[Problem statement] In your copy, reproduce the entries exactly as they are, minus the images.

[Dataset records]
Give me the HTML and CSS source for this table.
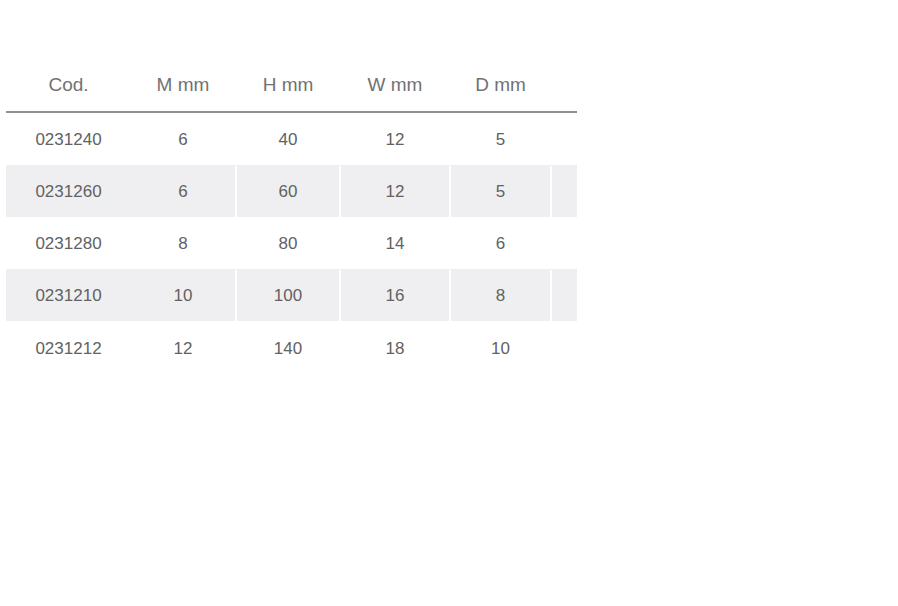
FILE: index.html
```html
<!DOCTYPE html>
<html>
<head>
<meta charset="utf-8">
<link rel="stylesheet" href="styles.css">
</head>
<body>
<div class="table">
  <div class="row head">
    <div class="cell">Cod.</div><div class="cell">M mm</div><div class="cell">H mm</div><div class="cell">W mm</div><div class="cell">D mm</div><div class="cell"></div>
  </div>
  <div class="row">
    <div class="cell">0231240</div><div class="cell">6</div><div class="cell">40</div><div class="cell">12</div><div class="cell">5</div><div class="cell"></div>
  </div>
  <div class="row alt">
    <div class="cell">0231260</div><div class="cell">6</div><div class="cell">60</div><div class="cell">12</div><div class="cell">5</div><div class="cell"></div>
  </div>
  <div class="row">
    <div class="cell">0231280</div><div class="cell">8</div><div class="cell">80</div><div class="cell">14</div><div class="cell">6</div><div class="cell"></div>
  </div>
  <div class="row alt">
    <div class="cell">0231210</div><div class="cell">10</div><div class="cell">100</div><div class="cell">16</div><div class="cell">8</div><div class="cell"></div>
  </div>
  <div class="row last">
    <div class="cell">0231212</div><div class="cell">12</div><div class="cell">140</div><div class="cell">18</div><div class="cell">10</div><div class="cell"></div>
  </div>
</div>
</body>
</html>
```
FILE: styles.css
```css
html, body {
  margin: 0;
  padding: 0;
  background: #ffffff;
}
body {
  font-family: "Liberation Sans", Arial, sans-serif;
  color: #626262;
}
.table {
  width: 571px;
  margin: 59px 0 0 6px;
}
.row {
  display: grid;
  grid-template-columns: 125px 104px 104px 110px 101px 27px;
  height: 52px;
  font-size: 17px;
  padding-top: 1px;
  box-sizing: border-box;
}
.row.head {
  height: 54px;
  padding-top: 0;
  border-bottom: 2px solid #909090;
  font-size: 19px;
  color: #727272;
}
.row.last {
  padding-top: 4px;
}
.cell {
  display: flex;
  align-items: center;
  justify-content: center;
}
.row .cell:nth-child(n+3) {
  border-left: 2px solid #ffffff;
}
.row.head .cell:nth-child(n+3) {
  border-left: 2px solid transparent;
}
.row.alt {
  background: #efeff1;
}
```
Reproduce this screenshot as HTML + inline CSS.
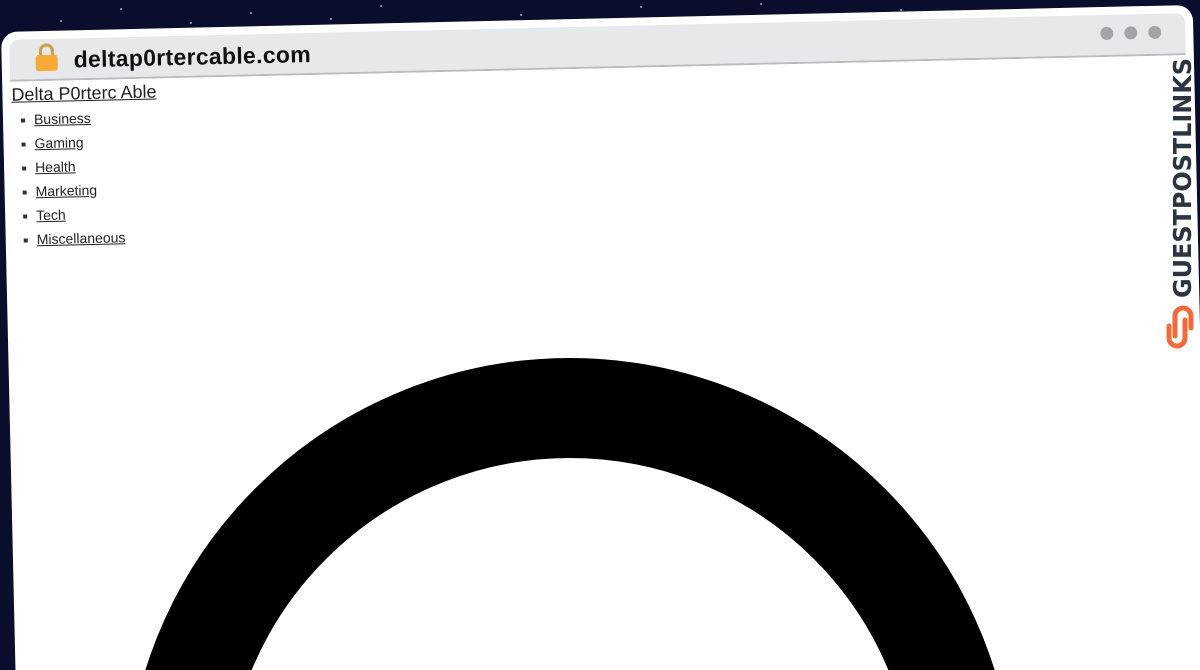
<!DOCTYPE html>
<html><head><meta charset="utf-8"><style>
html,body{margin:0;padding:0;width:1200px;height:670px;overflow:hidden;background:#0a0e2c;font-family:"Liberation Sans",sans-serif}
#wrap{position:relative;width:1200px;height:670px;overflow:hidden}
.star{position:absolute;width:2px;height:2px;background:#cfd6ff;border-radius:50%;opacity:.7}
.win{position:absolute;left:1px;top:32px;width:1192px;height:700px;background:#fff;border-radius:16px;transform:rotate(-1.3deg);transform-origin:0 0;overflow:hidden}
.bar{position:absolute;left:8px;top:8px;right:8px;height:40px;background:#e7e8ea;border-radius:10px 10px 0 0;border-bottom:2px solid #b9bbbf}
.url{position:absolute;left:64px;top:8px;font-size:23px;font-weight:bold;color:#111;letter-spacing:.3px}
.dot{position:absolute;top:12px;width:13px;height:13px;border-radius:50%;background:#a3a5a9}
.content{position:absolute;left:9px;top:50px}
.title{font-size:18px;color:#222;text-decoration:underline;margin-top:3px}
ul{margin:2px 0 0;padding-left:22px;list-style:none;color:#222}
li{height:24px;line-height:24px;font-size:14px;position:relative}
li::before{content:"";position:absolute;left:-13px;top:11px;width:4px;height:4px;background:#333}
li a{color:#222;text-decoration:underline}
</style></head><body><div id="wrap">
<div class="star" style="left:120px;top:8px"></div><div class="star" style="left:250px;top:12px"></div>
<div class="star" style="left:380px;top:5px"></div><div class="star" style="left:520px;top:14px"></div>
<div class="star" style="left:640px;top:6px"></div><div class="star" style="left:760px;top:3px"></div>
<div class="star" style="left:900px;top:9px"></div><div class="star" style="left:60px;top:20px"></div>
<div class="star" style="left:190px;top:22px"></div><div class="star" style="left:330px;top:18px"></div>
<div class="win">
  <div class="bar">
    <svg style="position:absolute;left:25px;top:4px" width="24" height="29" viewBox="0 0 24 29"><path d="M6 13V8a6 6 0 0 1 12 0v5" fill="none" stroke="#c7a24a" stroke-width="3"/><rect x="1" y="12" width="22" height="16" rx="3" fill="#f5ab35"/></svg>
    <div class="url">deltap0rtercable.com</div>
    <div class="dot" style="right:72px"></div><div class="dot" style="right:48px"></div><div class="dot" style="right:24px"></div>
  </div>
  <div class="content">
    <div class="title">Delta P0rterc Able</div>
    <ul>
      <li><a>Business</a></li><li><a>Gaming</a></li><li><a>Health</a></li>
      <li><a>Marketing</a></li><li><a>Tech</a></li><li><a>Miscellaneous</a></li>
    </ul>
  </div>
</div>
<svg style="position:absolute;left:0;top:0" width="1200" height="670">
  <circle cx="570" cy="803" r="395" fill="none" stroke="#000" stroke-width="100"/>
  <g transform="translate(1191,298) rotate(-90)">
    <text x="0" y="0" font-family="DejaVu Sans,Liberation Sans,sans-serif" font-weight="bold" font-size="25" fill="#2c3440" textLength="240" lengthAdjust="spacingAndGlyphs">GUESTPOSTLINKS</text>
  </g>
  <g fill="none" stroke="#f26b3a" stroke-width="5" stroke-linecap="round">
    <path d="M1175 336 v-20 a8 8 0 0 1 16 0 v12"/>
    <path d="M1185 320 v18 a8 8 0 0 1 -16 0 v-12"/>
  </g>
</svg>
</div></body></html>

[Task response]
Give me the HTML and CSS source for this table.
FILE: index.html
```html
<!DOCTYPE html>
<html>
<head>
<meta charset="utf-8">
<link rel="stylesheet" href="styles.css">
</head>
<body>
<div class="table">
  <div class="row head">
    <div class="cell">Cod.</div><div class="cell">M mm</div><div class="cell">H mm</div><div class="cell">W mm</div><div class="cell">D mm</div><div class="cell"></div>
  </div>
  <div class="row">
    <div class="cell">0231240</div><div class="cell">6</div><div class="cell">40</div><div class="cell">12</div><div class="cell">5</div><div class="cell"></div>
  </div>
  <div class="row alt">
    <div class="cell">0231260</div><div class="cell">6</div><div class="cell">60</div><div class="cell">12</div><div class="cell">5</div><div class="cell"></div>
  </div>
  <div class="row">
    <div class="cell">0231280</div><div class="cell">8</div><div class="cell">80</div><div class="cell">14</div><div class="cell">6</div><div class="cell"></div>
  </div>
  <div class="row alt">
    <div class="cell">0231210</div><div class="cell">10</div><div class="cell">100</div><div class="cell">16</div><div class="cell">8</div><div class="cell"></div>
  </div>
  <div class="row last">
    <div class="cell">0231212</div><div class="cell">12</div><div class="cell">140</div><div class="cell">18</div><div class="cell">10</div><div class="cell"></div>
  </div>
</div>
</body>
</html>
```
FILE: styles.css
```css
html, body {
  margin: 0;
  padding: 0;
  background: #ffffff;
}
body {
  font-family: "Liberation Sans", Arial, sans-serif;
  color: #626262;
}
.table {
  width: 571px;
  margin: 59px 0 0 6px;
}
.row {
  display: grid;
  grid-template-columns: 125px 104px 104px 110px 101px 27px;
  height: 52px;
  font-size: 17px;
  padding-top: 1px;
  box-sizing: border-box;
}
.row.head {
  height: 54px;
  padding-top: 0;
  border-bottom: 2px solid #909090;
  font-size: 19px;
  color: #727272;
}
.row.last {
  padding-top: 4px;
}
.cell {
  display: flex;
  align-items: center;
  justify-content: center;
}
.row .cell:nth-child(n+3) {
  border-left: 2px solid #ffffff;
}
.row.head .cell:nth-child(n+3) {
  border-left: 2px solid transparent;
}
.row.alt {
  background: #efeff1;
}
```
Reproduce this screenshot as HTML + inline CSS.
<!DOCTYPE html>
<html><head><meta charset="utf-8"><style>
html,body{margin:0;padding:0;width:1200px;height:670px;overflow:hidden;background:#0a0e2c;font-family:"Liberation Sans",sans-serif}
#wrap{position:relative;width:1200px;height:670px;overflow:hidden}
.star{position:absolute;width:2px;height:2px;background:#cfd6ff;border-radius:50%;opacity:.7}
.win{position:absolute;left:1px;top:32px;width:1192px;height:700px;background:#fff;border-radius:16px;transform:rotate(-1.3deg);transform-origin:0 0;overflow:hidden}
.bar{position:absolute;left:8px;top:8px;right:8px;height:40px;background:#e7e8ea;border-radius:10px 10px 0 0;border-bottom:2px solid #b9bbbf}
.url{position:absolute;left:64px;top:8px;font-size:23px;font-weight:bold;color:#111;letter-spacing:.3px}
.dot{position:absolute;top:12px;width:13px;height:13px;border-radius:50%;background:#a3a5a9}
.content{position:absolute;left:9px;top:50px}
.title{font-size:18px;color:#222;text-decoration:underline;margin-top:3px}
ul{margin:2px 0 0;padding-left:22px;list-style:none;color:#222}
li{height:24px;line-height:24px;font-size:14px;position:relative}
li::before{content:"";position:absolute;left:-13px;top:11px;width:4px;height:4px;background:#333}
li a{color:#222;text-decoration:underline}
</style></head><body><div id="wrap">
<div class="star" style="left:120px;top:8px"></div><div class="star" style="left:250px;top:12px"></div>
<div class="star" style="left:380px;top:5px"></div><div class="star" style="left:520px;top:14px"></div>
<div class="star" style="left:640px;top:6px"></div><div class="star" style="left:760px;top:3px"></div>
<div class="star" style="left:900px;top:9px"></div><div class="star" style="left:60px;top:20px"></div>
<div class="star" style="left:190px;top:22px"></div><div class="star" style="left:330px;top:18px"></div>
<div class="win">
  <div class="bar">
    <svg style="position:absolute;left:25px;top:4px" width="24" height="29" viewBox="0 0 24 29"><path d="M6 13V8a6 6 0 0 1 12 0v5" fill="none" stroke="#c7a24a" stroke-width="3"/><rect x="1" y="12" width="22" height="16" rx="3" fill="#f5ab35"/></svg>
    <div class="url">deltap0rtercable.com</div>
    <div class="dot" style="right:72px"></div><div class="dot" style="right:48px"></div><div class="dot" style="right:24px"></div>
  </div>
  <div class="content">
    <div class="title">Delta P0rterc Able</div>
    <ul>
      <li><a>Business</a></li><li><a>Gaming</a></li><li><a>Health</a></li>
      <li><a>Marketing</a></li><li><a>Tech</a></li><li><a>Miscellaneous</a></li>
    </ul>
  </div>
</div>
<svg style="position:absolute;left:0;top:0" width="1200" height="670">
  <circle cx="570" cy="803" r="395" fill="none" stroke="#000" stroke-width="100"/>
  <g transform="translate(1191,298) rotate(-90)">
    <text x="0" y="0" font-family="DejaVu Sans,Liberation Sans,sans-serif" font-weight="bold" font-size="25" fill="#2c3440" textLength="240" lengthAdjust="spacingAndGlyphs">GUESTPOSTLINKS</text>
  </g>
  <g fill="none" stroke="#f26b3a" stroke-width="5" stroke-linecap="round">
    <path d="M1175 336 v-20 a8 8 0 0 1 16 0 v12"/>
    <path d="M1185 320 v18 a8 8 0 0 1 -16 0 v-12"/>
  </g>
</svg>
</div></body></html>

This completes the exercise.